On the Way Back is basically a meat-and-potatoes heavy metal album consisting of basic riffs and musicality, but features elements that attempt to push it into something more. Symphony-mimicking keyboards are very prevalent in the mix here, as well as longer songs than one would find on a basic metal album (one song reaches the 9-minute mark). Interludes are strewn here and there throughout the songs and music, and the structure and flow of the album shifts occassionally during songs. I think it's easy to say that the band is trying to go for an epic atmosphere with this album, trying to create landscapes of scenery (hinted at by the panoramic album art). The problem is, this approach, while not a complete failure, is not fully successful either. While the album does have plenty of nice moments and patterns, very few of the songs ever really take flight and lift from the ground.

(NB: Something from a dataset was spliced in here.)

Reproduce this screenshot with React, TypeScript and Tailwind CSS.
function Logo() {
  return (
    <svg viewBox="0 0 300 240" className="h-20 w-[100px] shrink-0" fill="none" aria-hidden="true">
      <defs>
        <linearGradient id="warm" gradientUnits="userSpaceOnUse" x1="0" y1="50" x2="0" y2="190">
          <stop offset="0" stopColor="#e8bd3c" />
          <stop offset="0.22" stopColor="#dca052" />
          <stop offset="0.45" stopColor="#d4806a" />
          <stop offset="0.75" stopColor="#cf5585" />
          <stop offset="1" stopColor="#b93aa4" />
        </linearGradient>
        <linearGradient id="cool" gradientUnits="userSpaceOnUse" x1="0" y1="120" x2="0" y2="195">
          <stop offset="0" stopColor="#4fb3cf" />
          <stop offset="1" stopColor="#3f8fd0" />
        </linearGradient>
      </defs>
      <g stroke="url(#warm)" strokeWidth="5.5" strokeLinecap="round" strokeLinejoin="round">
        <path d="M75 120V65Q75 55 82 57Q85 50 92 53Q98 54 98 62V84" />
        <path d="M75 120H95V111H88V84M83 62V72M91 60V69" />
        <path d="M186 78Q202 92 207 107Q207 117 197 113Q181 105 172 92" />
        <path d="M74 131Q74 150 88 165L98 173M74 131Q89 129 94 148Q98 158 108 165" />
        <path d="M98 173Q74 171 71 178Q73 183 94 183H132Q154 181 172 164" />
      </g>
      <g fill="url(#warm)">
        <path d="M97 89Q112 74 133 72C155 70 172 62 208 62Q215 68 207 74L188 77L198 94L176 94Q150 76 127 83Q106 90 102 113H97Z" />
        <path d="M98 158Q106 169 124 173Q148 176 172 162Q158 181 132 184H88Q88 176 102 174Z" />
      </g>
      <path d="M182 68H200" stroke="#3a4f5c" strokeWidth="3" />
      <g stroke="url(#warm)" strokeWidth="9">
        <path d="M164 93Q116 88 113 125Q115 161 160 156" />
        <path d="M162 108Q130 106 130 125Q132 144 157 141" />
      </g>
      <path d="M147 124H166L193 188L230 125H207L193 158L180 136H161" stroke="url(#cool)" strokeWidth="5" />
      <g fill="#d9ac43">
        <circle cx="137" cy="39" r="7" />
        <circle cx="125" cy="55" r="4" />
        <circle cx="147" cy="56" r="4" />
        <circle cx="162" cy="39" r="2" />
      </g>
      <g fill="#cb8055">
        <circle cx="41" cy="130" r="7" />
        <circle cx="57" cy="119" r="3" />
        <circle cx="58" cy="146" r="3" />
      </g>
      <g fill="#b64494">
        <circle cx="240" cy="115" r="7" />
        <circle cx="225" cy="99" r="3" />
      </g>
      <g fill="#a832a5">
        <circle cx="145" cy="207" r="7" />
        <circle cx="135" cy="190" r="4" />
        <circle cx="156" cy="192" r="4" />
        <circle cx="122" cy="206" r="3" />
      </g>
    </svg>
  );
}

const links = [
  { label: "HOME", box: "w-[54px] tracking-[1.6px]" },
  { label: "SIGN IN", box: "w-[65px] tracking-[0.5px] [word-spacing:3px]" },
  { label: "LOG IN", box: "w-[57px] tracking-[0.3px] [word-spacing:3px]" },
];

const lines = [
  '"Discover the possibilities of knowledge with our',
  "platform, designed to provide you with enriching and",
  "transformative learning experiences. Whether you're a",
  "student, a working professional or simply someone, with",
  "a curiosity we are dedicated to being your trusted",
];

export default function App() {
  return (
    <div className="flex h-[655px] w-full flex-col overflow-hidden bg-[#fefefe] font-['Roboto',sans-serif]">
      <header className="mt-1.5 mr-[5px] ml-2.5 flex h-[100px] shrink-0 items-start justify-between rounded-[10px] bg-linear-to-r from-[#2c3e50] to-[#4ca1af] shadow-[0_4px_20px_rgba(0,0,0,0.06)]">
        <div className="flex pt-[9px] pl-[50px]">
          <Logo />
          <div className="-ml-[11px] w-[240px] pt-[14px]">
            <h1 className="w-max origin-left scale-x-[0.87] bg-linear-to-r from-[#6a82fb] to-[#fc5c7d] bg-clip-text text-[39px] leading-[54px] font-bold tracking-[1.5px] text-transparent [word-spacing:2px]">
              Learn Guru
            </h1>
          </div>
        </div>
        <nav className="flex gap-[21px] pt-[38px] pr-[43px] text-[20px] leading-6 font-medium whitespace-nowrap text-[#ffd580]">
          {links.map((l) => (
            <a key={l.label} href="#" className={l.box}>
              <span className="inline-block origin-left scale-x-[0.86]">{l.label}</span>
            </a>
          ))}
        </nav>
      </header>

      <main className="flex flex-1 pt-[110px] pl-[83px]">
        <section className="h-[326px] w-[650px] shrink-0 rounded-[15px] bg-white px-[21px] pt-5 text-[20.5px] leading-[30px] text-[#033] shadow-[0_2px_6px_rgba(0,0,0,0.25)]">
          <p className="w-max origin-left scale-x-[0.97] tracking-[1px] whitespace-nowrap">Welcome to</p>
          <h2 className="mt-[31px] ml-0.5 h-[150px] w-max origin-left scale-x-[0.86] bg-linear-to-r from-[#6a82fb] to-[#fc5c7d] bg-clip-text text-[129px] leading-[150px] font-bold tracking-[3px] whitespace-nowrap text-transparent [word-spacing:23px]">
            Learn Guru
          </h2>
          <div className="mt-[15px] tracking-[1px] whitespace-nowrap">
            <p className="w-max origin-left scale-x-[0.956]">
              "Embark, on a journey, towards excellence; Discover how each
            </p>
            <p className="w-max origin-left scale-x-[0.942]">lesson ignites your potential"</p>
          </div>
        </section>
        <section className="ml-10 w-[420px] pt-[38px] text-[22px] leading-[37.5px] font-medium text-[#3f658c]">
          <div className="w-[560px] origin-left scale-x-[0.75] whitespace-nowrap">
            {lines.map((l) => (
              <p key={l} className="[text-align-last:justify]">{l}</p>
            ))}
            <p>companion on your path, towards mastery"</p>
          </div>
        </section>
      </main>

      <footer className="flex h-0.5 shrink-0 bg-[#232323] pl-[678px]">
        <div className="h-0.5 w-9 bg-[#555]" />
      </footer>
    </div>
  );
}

I feel that after the first real song (Drought, which follows a short a cappella song called Cantico), I can predict what the music is going to do throughout the album. The only thing to differentiate songs is the tempo at which they are played. Some are fast and uppity, while some are slow and dragged out. That is not necessarily a bad thing, but here, I find that the music that the band makes on this album just doesn't lift me or give me emotion or strength or anything that a metal album should give. The band's symphonic tone seems very run-of-the-mill and regular. The atmosphere it tries to push doesn't have much of a back bone, as it seems to rely almost totally on the underlying keyboards as an instrument of passionate music. Sure, there are some nice moving moments, such as the interlude in Apocalypse, but for the most part I can't help but feel that the atmosphere is illusionary and forced rather than something that's legitimately moving or lifting. There's little excitement or power in the music, and the plodding guitar riffs (mostly sounding like filler Iron Maiden riffs) drag the album down.

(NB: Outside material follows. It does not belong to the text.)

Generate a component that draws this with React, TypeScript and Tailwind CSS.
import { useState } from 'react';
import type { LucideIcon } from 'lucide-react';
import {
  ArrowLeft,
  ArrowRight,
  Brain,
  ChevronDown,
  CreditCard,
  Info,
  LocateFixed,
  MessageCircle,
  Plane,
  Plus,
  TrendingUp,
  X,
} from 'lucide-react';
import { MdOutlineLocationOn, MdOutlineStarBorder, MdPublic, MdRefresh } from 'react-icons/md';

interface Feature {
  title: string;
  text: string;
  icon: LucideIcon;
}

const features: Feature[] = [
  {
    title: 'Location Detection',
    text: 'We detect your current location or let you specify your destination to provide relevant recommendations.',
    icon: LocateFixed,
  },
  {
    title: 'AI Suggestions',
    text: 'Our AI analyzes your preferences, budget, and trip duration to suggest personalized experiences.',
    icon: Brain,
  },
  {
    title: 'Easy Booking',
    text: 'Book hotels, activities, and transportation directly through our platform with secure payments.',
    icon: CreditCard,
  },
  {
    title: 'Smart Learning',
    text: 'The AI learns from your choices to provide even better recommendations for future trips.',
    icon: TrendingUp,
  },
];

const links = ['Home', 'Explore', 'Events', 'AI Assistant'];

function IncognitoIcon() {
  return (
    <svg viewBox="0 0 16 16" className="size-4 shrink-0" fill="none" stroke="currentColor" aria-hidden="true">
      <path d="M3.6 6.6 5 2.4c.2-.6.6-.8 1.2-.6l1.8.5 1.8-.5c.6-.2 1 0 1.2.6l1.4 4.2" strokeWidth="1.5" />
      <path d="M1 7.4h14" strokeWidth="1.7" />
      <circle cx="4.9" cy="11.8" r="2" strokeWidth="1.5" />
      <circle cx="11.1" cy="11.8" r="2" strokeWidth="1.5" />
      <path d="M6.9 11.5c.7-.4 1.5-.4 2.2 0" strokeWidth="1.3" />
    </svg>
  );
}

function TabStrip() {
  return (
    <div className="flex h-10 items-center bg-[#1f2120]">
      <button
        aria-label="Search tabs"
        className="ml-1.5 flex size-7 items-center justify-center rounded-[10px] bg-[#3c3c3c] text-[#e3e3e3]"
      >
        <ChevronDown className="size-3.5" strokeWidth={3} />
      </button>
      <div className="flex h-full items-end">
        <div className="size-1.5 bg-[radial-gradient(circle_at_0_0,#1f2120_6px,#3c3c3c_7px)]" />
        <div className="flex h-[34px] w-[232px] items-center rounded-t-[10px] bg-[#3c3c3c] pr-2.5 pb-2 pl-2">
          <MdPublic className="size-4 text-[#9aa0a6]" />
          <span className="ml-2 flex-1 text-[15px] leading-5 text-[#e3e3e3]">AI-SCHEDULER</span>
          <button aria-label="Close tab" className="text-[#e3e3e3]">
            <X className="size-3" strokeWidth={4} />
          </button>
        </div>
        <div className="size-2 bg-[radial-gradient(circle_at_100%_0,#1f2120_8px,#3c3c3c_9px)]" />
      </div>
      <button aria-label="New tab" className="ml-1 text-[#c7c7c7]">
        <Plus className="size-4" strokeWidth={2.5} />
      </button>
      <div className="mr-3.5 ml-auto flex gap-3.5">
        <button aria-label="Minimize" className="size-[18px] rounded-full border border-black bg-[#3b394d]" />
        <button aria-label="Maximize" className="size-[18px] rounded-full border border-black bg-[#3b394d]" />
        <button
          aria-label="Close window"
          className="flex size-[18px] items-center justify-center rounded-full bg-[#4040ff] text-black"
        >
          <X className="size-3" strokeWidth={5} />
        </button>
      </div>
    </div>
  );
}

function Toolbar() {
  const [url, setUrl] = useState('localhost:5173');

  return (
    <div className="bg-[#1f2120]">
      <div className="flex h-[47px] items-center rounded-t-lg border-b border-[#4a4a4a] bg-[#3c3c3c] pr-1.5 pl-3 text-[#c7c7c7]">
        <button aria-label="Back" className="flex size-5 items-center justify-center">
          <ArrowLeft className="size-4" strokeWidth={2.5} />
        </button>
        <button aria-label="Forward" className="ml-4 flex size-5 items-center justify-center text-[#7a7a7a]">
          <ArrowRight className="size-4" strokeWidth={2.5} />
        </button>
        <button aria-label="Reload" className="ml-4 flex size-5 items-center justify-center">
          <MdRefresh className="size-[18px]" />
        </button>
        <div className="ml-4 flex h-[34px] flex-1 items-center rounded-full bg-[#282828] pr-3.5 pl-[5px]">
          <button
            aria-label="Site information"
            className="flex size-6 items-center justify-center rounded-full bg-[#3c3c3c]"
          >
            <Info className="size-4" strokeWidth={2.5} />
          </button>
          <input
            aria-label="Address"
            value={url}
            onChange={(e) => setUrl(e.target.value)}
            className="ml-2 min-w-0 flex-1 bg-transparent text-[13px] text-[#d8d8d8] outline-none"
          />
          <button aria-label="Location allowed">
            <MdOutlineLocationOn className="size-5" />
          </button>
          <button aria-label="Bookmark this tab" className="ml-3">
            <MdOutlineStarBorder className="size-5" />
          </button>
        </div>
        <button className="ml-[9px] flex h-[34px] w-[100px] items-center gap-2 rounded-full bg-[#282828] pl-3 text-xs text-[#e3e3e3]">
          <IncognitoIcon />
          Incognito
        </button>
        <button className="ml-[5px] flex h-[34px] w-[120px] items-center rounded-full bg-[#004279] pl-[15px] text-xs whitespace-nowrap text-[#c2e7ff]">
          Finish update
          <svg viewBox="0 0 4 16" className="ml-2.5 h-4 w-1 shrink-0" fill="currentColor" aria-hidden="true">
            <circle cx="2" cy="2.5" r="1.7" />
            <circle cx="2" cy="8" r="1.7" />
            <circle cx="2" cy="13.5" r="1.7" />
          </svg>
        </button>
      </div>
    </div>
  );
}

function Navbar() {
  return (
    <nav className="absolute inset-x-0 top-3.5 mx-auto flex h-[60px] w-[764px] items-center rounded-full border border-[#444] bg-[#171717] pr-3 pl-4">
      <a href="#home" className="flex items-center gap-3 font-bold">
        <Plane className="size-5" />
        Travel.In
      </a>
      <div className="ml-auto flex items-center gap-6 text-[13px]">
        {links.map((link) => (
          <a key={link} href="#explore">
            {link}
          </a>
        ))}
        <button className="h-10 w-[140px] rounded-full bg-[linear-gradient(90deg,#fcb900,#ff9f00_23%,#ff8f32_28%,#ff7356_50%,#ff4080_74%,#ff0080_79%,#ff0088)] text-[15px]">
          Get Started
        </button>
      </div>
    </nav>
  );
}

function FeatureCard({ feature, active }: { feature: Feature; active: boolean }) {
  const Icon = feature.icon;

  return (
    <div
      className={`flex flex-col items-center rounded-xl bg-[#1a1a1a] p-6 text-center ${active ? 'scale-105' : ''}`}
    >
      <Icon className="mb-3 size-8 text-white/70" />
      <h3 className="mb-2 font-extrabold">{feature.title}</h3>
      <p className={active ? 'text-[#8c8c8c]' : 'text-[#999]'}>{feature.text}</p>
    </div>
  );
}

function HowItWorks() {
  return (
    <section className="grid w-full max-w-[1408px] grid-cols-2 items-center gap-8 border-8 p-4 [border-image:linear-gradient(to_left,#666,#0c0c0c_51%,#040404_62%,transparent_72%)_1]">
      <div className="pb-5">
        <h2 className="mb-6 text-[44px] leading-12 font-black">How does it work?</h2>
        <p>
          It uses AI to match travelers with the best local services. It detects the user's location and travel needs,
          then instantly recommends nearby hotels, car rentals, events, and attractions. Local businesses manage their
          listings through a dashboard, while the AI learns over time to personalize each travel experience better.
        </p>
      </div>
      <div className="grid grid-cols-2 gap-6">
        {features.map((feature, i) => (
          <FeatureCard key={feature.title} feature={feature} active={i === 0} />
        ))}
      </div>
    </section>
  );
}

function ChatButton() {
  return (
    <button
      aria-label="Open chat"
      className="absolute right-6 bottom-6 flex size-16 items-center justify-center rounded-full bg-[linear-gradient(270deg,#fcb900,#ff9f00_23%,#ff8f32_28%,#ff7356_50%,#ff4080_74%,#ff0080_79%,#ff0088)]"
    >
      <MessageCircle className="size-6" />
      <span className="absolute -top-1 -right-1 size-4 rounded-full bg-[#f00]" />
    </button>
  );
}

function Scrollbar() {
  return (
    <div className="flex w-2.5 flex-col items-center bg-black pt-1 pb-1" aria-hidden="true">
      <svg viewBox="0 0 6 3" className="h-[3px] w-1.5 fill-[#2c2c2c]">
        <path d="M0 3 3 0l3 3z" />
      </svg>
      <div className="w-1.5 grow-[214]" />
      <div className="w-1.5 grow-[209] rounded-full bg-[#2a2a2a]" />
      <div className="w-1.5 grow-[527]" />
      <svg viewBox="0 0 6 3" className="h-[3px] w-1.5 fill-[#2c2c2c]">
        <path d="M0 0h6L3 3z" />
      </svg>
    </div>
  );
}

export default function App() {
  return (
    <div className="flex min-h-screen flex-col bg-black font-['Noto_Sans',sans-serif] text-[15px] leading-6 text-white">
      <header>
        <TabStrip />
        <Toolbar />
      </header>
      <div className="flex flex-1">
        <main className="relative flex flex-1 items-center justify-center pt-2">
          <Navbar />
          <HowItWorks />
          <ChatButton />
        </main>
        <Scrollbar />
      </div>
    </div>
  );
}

Just to point out though, this album is by no means offensively bad or unbearable. It's just very average and in some places, dull. The vocals (operatic vocals that seem to be a little bit like the vocals of the current singer in Kamelot) don't do anything for me, and while they're good talent-wise, I just can't FEEL anything from them. A lot of time also they seem stuck between an operatic singing voice and a yell. Again, I don't necessarily mind yelling, but when singing turns inadvertently into yelling, that's signs that the vocalist is missing something. It is fairly solid music, but it does nothing to go above and beyond or strike unique qualities into their genre. It's a flat album, and while it does have basic good qualities like some good melodic riffs and nice, flashy instrumentation at times (mostly in the drumming), it's nothing new or unique.

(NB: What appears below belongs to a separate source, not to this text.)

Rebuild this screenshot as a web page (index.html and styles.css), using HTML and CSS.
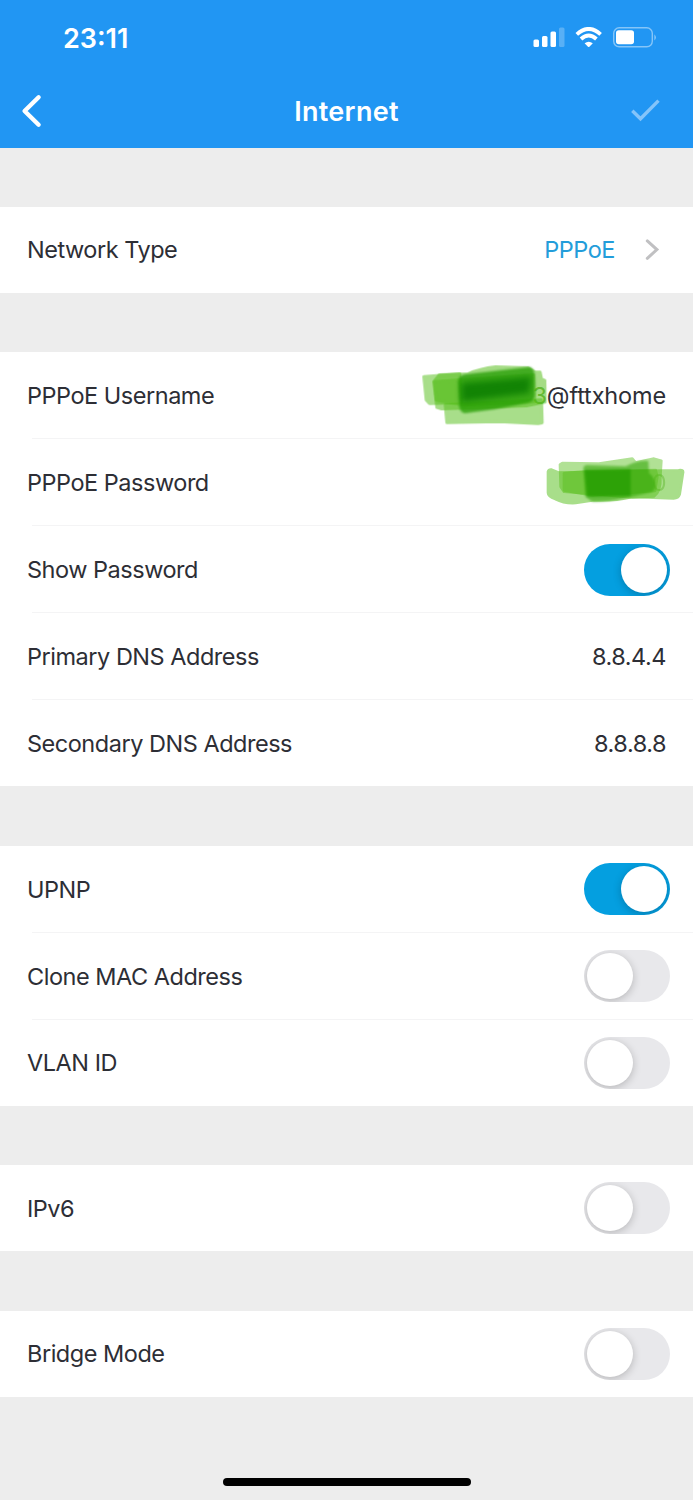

As the album spins through it's hour-long length, the songs seem to blend as my attention wavers from the music. It becomes bothersome to listen to the whole thing fully and in one sitting, which is probably why I had to listen to it in two takes my first time hearing it. I think this album needed a few songs that more strongly contrasted tone (a few headbangers or quick-paced heavy songs would help lift this album), or maybe a shorter run time. Martiria also needs to use more means to create atmospheric songs other than keyboards. Remember, bands like Darkthrone, Kamelot, Tool, recent Burzum, and early Black Sabbath could create great striking atmospheres without relying on plodding interludes and incessant syrupy keyboards. Also, songs with better song structures, songs that actually went on a decisive and evident direction, would benefit the band very well. Many of the songs are overlong considering what they deliver and could've been cut down.

I really tried to enjoy this album, but I was hard pressed. I don't and can't hate this album, as it isn't pathetic or trashy, but it maintains such a level of average-ness that it's hard to give it any more of a 12/20. It's made to listen to just for it's few nice moments that come at least once per song, but other than that there isn't much here.